Bruno Maltor, influenceur voyage et fondateur du blog Votre tour du monde, perçoit chez sa communauté un certain enthousiasme pour un tourisme alternatif : « C’est la recherche de quelque chose de moins fréquenté, de plus caché, et donc peut-être de plus authentique ». Dans certaines de ses vidéos, il propose d’ailleurs des alternatives à des lieux victimes de surtourisme. « Pendant mon voyage au Japon, j’ai fait un Reel sur Instagram où je proposais des lieux de substitution à ceux vus dans les guides et partout sur les réseaux. Il y a eu plus de 90.000 likes et des dizaines de milliers d’enregistrements ». Preuve que la notion de destination dupe séduit les utilisateurs.
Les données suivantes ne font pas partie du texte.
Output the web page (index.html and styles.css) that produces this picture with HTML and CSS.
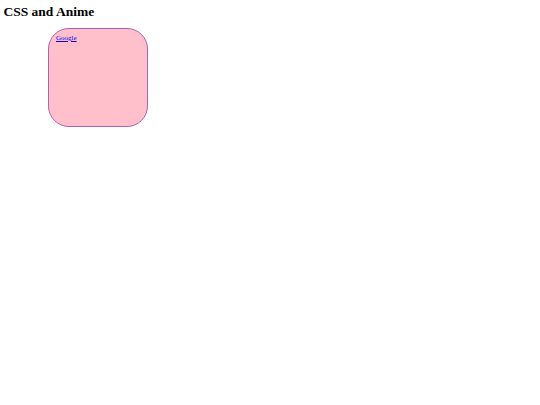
FILE: index.html
```html
<!DOCTYPE html>
<html>
<head>
<meta charset="utf-8">
<title>CSS and Anime</title>
<link rel="stylesheet" href="styles.css">
</head>
<body>
<h1 class="title">CSS and Anime</h1>
<div class="card">
<a class="link" href="#">Google</a>
</div>
</body>
</html>
```
FILE: styles.css
```css
body {
  margin: 4px 3.4px;
  font-family: "Liberation Serif", "Times New Roman", serif;
  background: #fff;
}
.title {
  margin: 0;
  font-size: 13.5px;
  font-weight: bold;
  line-height: 15.5px;
}
.card {
  margin: 8.5px 0 0 44.6px;
  width: 100px;
  height: 99px;
  background: #ffc0cb;
  border: 1px solid #a864b4;
  border-radius: 21px;
  padding: 5px 7px;
  box-sizing: border-box;
  font-size: 7px;
  line-height: 8px;
}
.link {
  color: #0000ee;
  text-decoration: underline;
}
```
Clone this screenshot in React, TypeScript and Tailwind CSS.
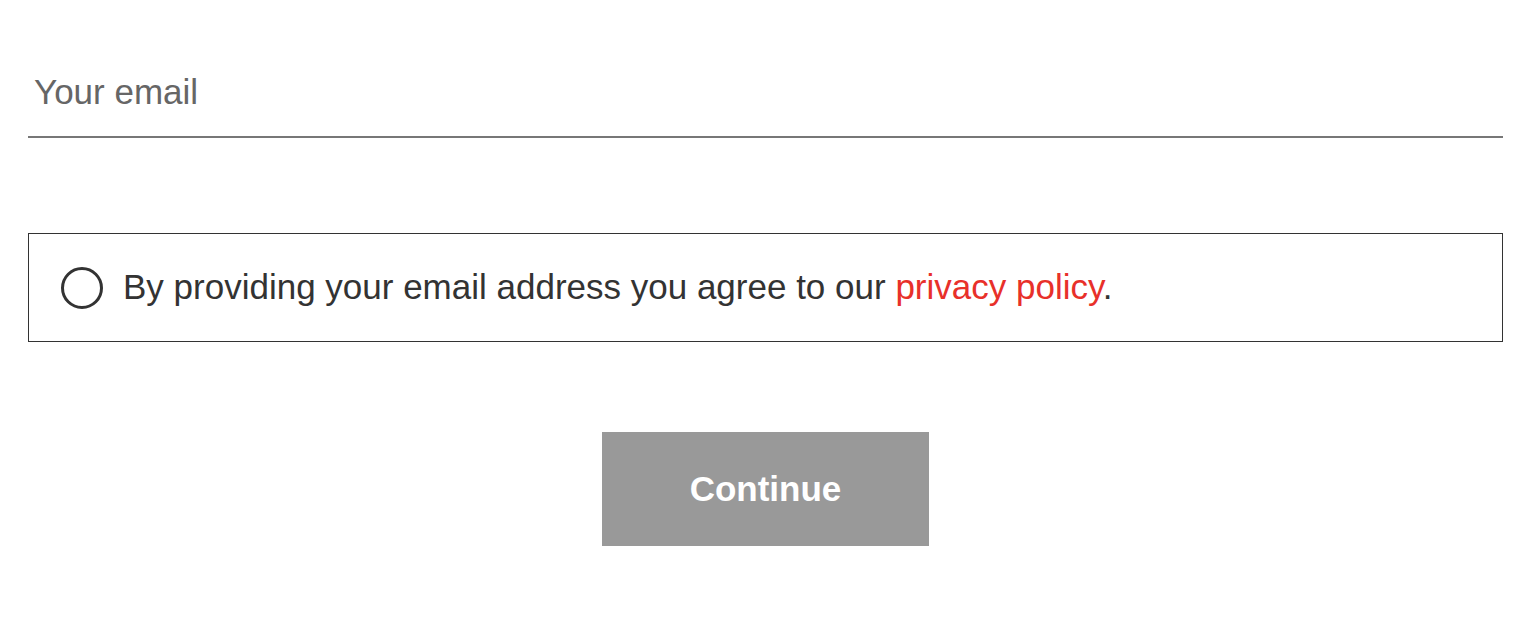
import { useState } from "react"

export default function App() {
  const [email, setEmail] = useState("")
  const [agreed, setAgreed] = useState(false)

  return (
    <div className="min-h-screen bg-white font-['Liberation_Sans',Arial,sans-serif]">
      <div className="pl-[28px] pr-[33px] pt-[52px]">
        <input
          type="email"
          value={email}
          onChange={(e) => setEmail(e.target.value)}
          placeholder="Your email"
          className="block h-[86px] w-full border-b-2 border-[#777] bg-transparent px-[6px] pb-[4px] text-[35px] text-[#333] outline-none placeholder:text-[#666]"
        />

        <label className="mt-[95px] flex h-[109px] cursor-pointer items-center border-[1.5px] border-[#333] pl-[32px]">
          <input
            type="checkbox"
            checked={agreed}
            onChange={() => setAgreed(!agreed)}
            className="sr-only"
          />
          <span className="flex h-[42px] w-[42px] shrink-0 items-center justify-center rounded-full border-[3.5px] border-[#333]">
            {agreed && <span className="h-[22px] w-[22px] rounded-full bg-[#333]" />}
          </span>
          <span className="ml-[20px] text-[35px] text-[#333]">
            By providing your email address you agree to our{" "}
            <a href="#" className="text-[#e8302a]">
              privacy policy
            </a>
            .
          </span>
        </label>

        <div className="mt-[90px] flex justify-center">
          <button
            type="button"
            className="flex h-[114px] w-[327px] items-center justify-center bg-[#999] text-[35px] font-bold text-white"
          >
            Continue
          </button>
        </div>
      </div>
    </div>
  )
}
Et qui plus est sur le long terme. Si la plupart des tendances des réseaux sociaux ont une durée de vie de deux à trois semaines environ avant de décroître, les dupes voyage semblent avoir trouvé une place plus pérenne, en toile de fond depuis plusieurs mois. Rien d’étonnant pour Myriam Roche, fondatrice de Tendanciales, plateforme qui répertorie les tendances sur les réseaux sociaux. « Les destinations dupes se basent sur une tendance de fond devenue mainstream il y a plusieurs années déjà : les dupes étaient, à l’origine, utilisés dans la mode et les produits de beauté » rappelle-t-elle. C’est l’association de ce terme à celui du voyage qui est nouvelle, donnant l’impression de quelque chose d’inédit. Et, « avant, en voyage, on parlait de bon plan. Avec les dupes, le bon plan, ce sont d’autres villes. C’est le storytelling qui a changé », explique-t-elle encore. Mais le concept reste le même : faire des économies – en temps d’inflation et de baisse du pouvoir d’achat.
Du neuf avec du vieux
Mais qui dit tendance en ligne ne dit pas nécessairement tendance voyage. Impossible de savoir si un voyageur a choisi une destination plutôt qu’une autre pour son moindre coût, sa plus grande proximité, son absence de surtourisme ou pour sortir des sentiers battus. Impossible, aussi, de suivre le parcours d’un utilisateur après qu’il a vu une vidéo sur le sujet. « On ne peut donc pas savoir si la tendance a véritablement entraîné des séjours dans des destinations dupes », résume Myriam Roche. D’ailleurs, Expedia ne communique pas sur des chiffres de réservation après des recherches sur une destination. Xavier Rousselou souligne tout de même l’existence d’une « corrélation entre recherche et vente », reconnaissant que les proportions peuvent être différentes.
Et si le concept a de quoi plaire, il reste difficile de substituer une destination à une autre. Cyril Attias, fondateur et directeur général d’ADMS.PARIS, agence spécialisée dans le marketing et l’influence, est dubitatif : « Parfois, les dupes n’ont rien à voir avec la destination qu’ils sont censés remplacer. On a, par exemple, vu des vidéos qui proposaient d’aller à Québec plutôt qu’à Genève. Et certaines destinations dupes ne sont pas si originales que cela ». Pour lui, les acteurs du voyage ayant communiqué sur le sujet ont avant tout « récupéré et marketé » une tendance née sur les réseaux sociaux.
Du reste, l’envie de voyager plus durablement et de sortir des sentiers battus ne date pas d’hier. « Je pense que c’est une tendance qui existe depuis l’après-covid, mais qui n’est pas nouvelle en soi » analyse Bruno Maltor. Les destinations dupes ont tout de même le mérite de traduire, une nouvelle fois, la prise de conscience générale sur la nécessité de changer – ou, du moins, de réfléchir – les modes de voyage.